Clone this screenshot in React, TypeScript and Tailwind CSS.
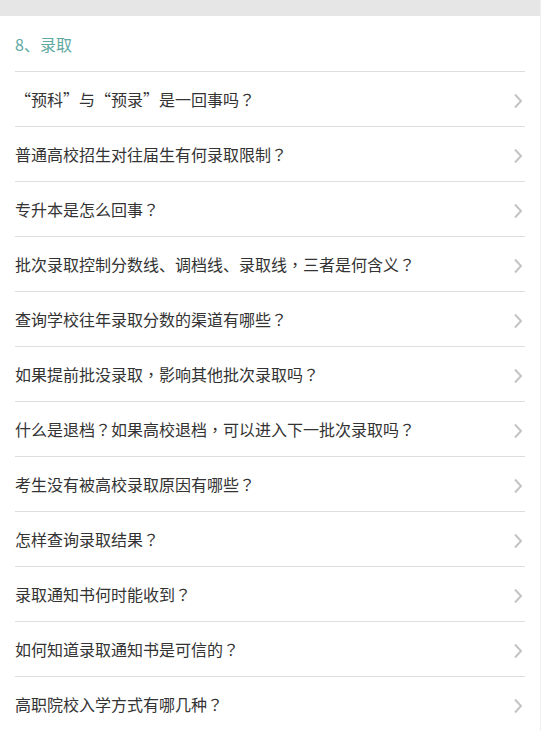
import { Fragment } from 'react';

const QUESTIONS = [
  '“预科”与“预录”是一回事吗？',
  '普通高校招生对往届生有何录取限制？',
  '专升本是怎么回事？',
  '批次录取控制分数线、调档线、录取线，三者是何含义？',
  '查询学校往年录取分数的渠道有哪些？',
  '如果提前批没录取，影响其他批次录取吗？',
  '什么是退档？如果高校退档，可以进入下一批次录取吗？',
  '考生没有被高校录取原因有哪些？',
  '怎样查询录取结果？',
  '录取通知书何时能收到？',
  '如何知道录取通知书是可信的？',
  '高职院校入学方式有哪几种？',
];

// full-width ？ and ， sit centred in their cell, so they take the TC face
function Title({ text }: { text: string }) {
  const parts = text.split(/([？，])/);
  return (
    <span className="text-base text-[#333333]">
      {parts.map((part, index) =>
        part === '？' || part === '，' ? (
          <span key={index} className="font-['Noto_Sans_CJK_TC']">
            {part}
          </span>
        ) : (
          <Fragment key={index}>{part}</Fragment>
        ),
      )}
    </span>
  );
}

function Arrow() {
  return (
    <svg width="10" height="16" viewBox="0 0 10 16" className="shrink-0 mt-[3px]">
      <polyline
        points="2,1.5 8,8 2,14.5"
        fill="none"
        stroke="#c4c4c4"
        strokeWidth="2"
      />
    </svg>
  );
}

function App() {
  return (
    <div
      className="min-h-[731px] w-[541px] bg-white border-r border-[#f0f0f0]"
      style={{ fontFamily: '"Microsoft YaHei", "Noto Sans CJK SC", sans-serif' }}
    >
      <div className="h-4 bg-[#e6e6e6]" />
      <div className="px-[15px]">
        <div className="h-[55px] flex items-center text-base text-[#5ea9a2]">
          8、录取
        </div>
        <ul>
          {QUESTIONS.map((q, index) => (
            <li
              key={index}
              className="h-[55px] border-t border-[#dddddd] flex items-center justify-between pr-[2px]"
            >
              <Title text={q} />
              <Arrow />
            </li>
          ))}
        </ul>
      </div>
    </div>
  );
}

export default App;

==========

Transcribe the whole listing exactly. Pictures are excluded.

Clone this screenshot in React, TypeScript and Tailwind CSS.
import { Fragment } from 'react';

const QUESTIONS = [
  '“预科”与“预录”是一回事吗？',
  '普通高校招生对往届生有何录取限制？',
  '专升本是怎么回事？',
  '批次录取控制分数线、调档线、录取线，三者是何含义？',
  '查询学校往年录取分数的渠道有哪些？',
  '如果提前批没录取，影响其他批次录取吗？',
  '什么是退档？如果高校退档，可以进入下一批次录取吗？',
  '考生没有被高校录取原因有哪些？',
  '怎样查询录取结果？',
  '录取通知书何时能收到？',
  '如何知道录取通知书是可信的？',
  '高职院校入学方式有哪几种？',
];

// full-width ？ and ， sit centred in their cell, so they take the TC face
function Title({ text }: { text: string }) {
  const parts = text.split(/([？，])/);
  return (
    <span className="text-base text-[#333333]">
      {parts.map((part, index) =>
        part === '？' || part === '，' ? (
          <span key={index} className="font-['Noto_Sans_CJK_TC']">
            {part}
          </span>
        ) : (
          <Fragment key={index}>{part}</Fragment>
        ),
      )}
    </span>
  );
}

function Arrow() {
  return (
    <svg width="10" height="16" viewBox="0 0 10 16" className="shrink-0 mt-[3px]">
      <polyline
        points="2,1.5 8,8 2,14.5"
        fill="none"
        stroke="#c4c4c4"
        strokeWidth="2"
      />
    </svg>
  );
}

function App() {
  return (
    <div
      className="min-h-[731px] w-[541px] bg-white border-r border-[#f0f0f0]"
      style={{ fontFamily: '"Microsoft YaHei", "Noto Sans CJK SC", sans-serif' }}
    >
      <div className="h-4 bg-[#e6e6e6]" />
      <div className="px-[15px]">
        <div className="h-[55px] flex items-center text-base text-[#5ea9a2]">
          8、录取
        </div>
        <ul>
          {QUESTIONS.map((q, index) => (
            <li
              key={index}
              className="h-[55px] border-t border-[#dddddd] flex items-center justify-between pr-[2px]"
            >
              <Title text={q} />
              <Arrow />
            </li>
          ))}
        </ul>
      </div>
    </div>
  );
}

export default App;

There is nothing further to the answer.